An eighth-round pick in 2013, the undersized Wren silenced some initial nepotism skeptics by hitting .335 with a .391 OBP and 35 steals in 53 games in his first season in 2013, including 47 games at low-A Rome. He had made himself into a legitimate prospect, rated 18th in the organization by Baseball America prior to the 2014 season.
Wren hit .290 with a .350 OBP, eight triples and 46 steals in 60 attempts in 132 games in 2014, including .283 with a .338 OBP in 56 games at Double-A Mississippi after a midseason promotion from high-A Lynchburg. He’s currently playing in the Arizona Fall League, batting .238 with a .273 OBP and two doubles in 42 at-bats (12 games).
The Braves fired Frank Wren and his brother, Jeff, a special assistant to the GM, on the same day, along with assistant general manager Bruce Manno.

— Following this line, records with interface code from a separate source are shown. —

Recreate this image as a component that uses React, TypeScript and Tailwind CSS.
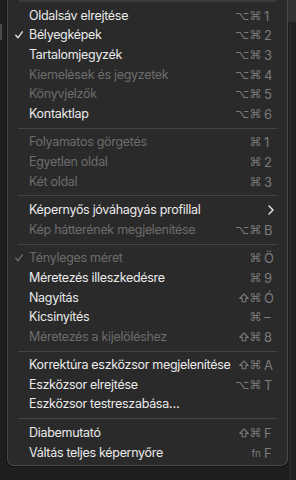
import React from 'react';

type Item = {
  label: string;
  mods?: string;
  keyChar?: string;
  disabled?: boolean;
  checked?: boolean;
  submenu?: boolean;
};

type Entry = Item | 'sep';

const entries: Entry[] = [
  { label: 'Oldalsáv elrejtése', mods: '⌥⌘', keyChar: '1' },
  { label: 'Bélyegképek', mods: '⌥⌘', keyChar: '2', checked: true },
  { label: 'Tartalomjegyzék', mods: '⌥⌘', keyChar: '3' },
  { label: 'Kiemelések és jegyzetek', mods: '⌥⌘', keyChar: '4', disabled: true },
  { label: 'Könyvjelzők', mods: '⌥⌘', keyChar: '5', disabled: true },
  { label: 'Kontaktlap', mods: '⌥⌘', keyChar: '6' },
  'sep',
  { label: 'Folyamatos görgetés', mods: '⌘', keyChar: '1', disabled: true },
  { label: 'Egyetlen oldal', mods: '⌘', keyChar: '2', disabled: true },
  { label: 'Két oldal', mods: '⌘', keyChar: '3', disabled: true },
  'sep',
  { label: 'Képernyős jóváhagyás profillal', submenu: true },
  { label: 'Kép hátterének megjelenítése', mods: '⌥⌘', keyChar: 'B', disabled: true },
  'sep',
  { label: 'Tényleges méret', mods: '⌘', keyChar: 'Ö', disabled: true, checked: true },
  { label: 'Méretezés illeszkedésre', mods: '⌘', keyChar: '9' },
  { label: 'Nagyítás', mods: '⇧⌘', keyChar: 'Ó' },
  { label: 'Kicsinyítés', mods: '⌘', keyChar: '–' },
  { label: 'Méretezés a kijelöléshez', mods: '⇧⌘', keyChar: '8', disabled: true },
  'sep',
  { label: 'Korrektúra eszközsor megjelenítése', mods: '⇧⌘', keyChar: 'A' },
  { label: 'Eszközsor elrejtése', mods: '⌥⌘', keyChar: 'T' },
  { label: 'Eszközsor testreszabása…' },
  'sep',
  { label: 'Diabemutató', mods: '⇧⌘', keyChar: 'F' },
  { label: 'Váltás teljes képernyőre', mods: 'fn', keyChar: 'F' },
];

function Check({ dim }: { dim?: boolean }) {
  return (
    <svg width="8" height="8" viewBox="0 0 8 8" className={dim ? 'text-[#6e6e6e]' : 'text-[#e8e8e8]'}>
      <path d="M0.8 4.3 L3 6.8 L7.3 0.8" fill="none" stroke="currentColor" strokeWidth="1.3" strokeLinecap="round" strokeLinejoin="round" />
    </svg>
  );
}

function Chevron() {
  return (
    <svg width="6" height="10" viewBox="0 0 6 10" className="text-[#e8e8e8]">
      <path d="M1 1 L5 5 L1 9" fill="none" stroke="currentColor" strokeWidth="1.4" strokeLinecap="round" strokeLinejoin="round" />
    </svg>
  );
}

function ShiftIcon() {
  return (
    <svg width="10" height="10" viewBox="0 0 10 10" className="mr-[1px]">
      <path d="M5 1 L9.3 5.4 H6.8 V8.8 H3.2 V5.4 H0.7 Z" fill="none" stroke="currentColor" strokeWidth="1.1" strokeLinejoin="round" />
    </svg>
  );
}

function Mods({ mods }: { mods: string }) {
  if (mods === 'fn') {
    return <span className="pr-[3px] text-[10px] leading-[16px]">fn</span>;
  }
  const parts = mods.split('');
  return (
    <span className="flex items-center pr-[2px]">
      {parts.map((m, i) =>
        m === '⇧' ? (
          <ShiftIcon key={i} />
        ) : (
          <span key={i} className="font-['DejaVu_Sans'] text-[12px] leading-[16px] tracking-[0.5px]">
            {m}
          </span>
        ),
      )}
    </span>
  );
}

function Row({ item }: { item: Item }) {
  return (
    <div className="flex h-[19.6px] items-center pr-[12px]">
      <div className="flex w-[21px] shrink-0 items-center justify-end pr-[6px]">
        {item.checked && <Check dim={item.disabled} />}
      </div>
      <div
        className={`min-w-0 flex-1 whitespace-nowrap text-[12.5px] leading-[16px] tracking-[-0.3px] ${
          item.disabled ? 'text-[#6c6c6c]' : 'text-[#ebebeb]'
        }`}
      >
        {item.label}
      </div>
      {item.submenu && (
        <div className="flex w-[11px] justify-end pr-[1px]">
          <Chevron />
        </div>
      )}
      {item.keyChar && item.mods && (
        <div className="flex shrink-0 items-center text-[#7b7b7b]">
          <Mods mods={item.mods} />
          <span className="w-[11px] text-left text-[13px] leading-[16px]">{item.keyChar}</span>
        </div>
      )}
    </div>
  );
}

export default function App() {
  return (
    <div className="flex h-[480px] w-[296px] overflow-hidden bg-[#1e1e1e] font-['Inter','Liberation_Sans',sans-serif]">
      <div className="flex w-[7px] shrink-0 flex-col bg-[#1f1f1f]">
        <div className="h-[24px]" />
        <div className="h-[16px] w-[2px] bg-[#4a4a4a]" />
      </div>
      <div className="flex h-[466px] w-[281px] shrink-0 flex-col rounded-b-[7px] border border-t-0 border-[#4a4a4a] bg-[#2a2a2a] shadow-[0_0_0_1px_#111]">
        <div className="mx-[11px] h-[2px] bg-[#3c3c3c]" />
        <div className="h-[4px]" />
        {entries.map((e, i) =>
          e === 'sep' ? (
            <div key={i} className="flex h-[9px] items-center px-[10px]">
              <div className="h-px w-full bg-[#444444]" />
            </div>
          ) : (
            <Row key={i} item={e} />
          ),
        )}
      </div>
      <div className="flex flex-1 flex-col">
        <div className="h-[22px] bg-[#333333]" />
        <div className="flex flex-1 bg-[#202020]">
          <div className="ml-[2px] w-px bg-[#2f2f2f]" />
        </div>
      </div>
    </div>
  );
}
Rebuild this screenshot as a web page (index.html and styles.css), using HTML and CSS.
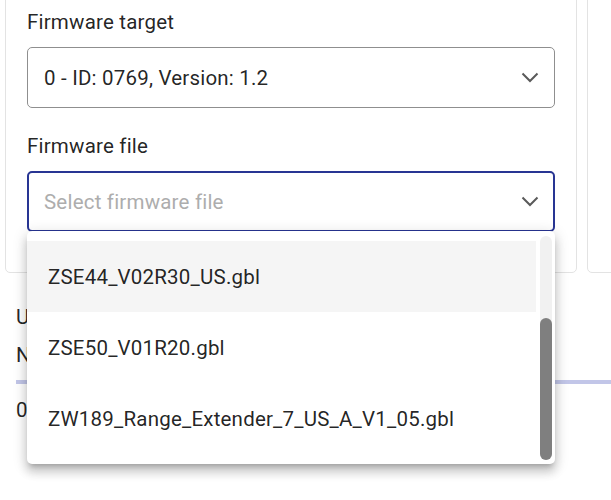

Frank Wren was replaced by John Hart, the longtime former Indians and Rangers general manager who moved from a Braves senior adviser role to become interim GM for one month before signing a three-year contract to fill the newly created position as president of baseball operations.
The Braves don’t have anyone with the GM title and don’t plan to anytime soon, but those duties are being handled by Hart and assistant GM John Coppolella.
Hart noted during this week’s GM meetings the lack of depth in the Braves’ minor league system, particularly in Double-A and Triple-A. Quintana will at least help them there, and is still young enough to possibly develop into the pitcher the Brewers thought he’d be when they drafted him
Quintana was 4-5 with a 5.70 ERA in 25 games (15 starts) for Class-A Wisconsin in 2014, allowing 100 hits and 49 walks with 58 strikeouts in 85 1/3 innings.
He’s listed at 5 feet 11 and 180 pounds and was a highly regarded prospect out of Arbor View High School in Las Vegas, but Quintana slipped from the Brewers’ top-30 prospect rankings after his first couple of seasons.
He features a 91-93 mph fastball and hard curveball, but has frequently struggled with command of his pitches.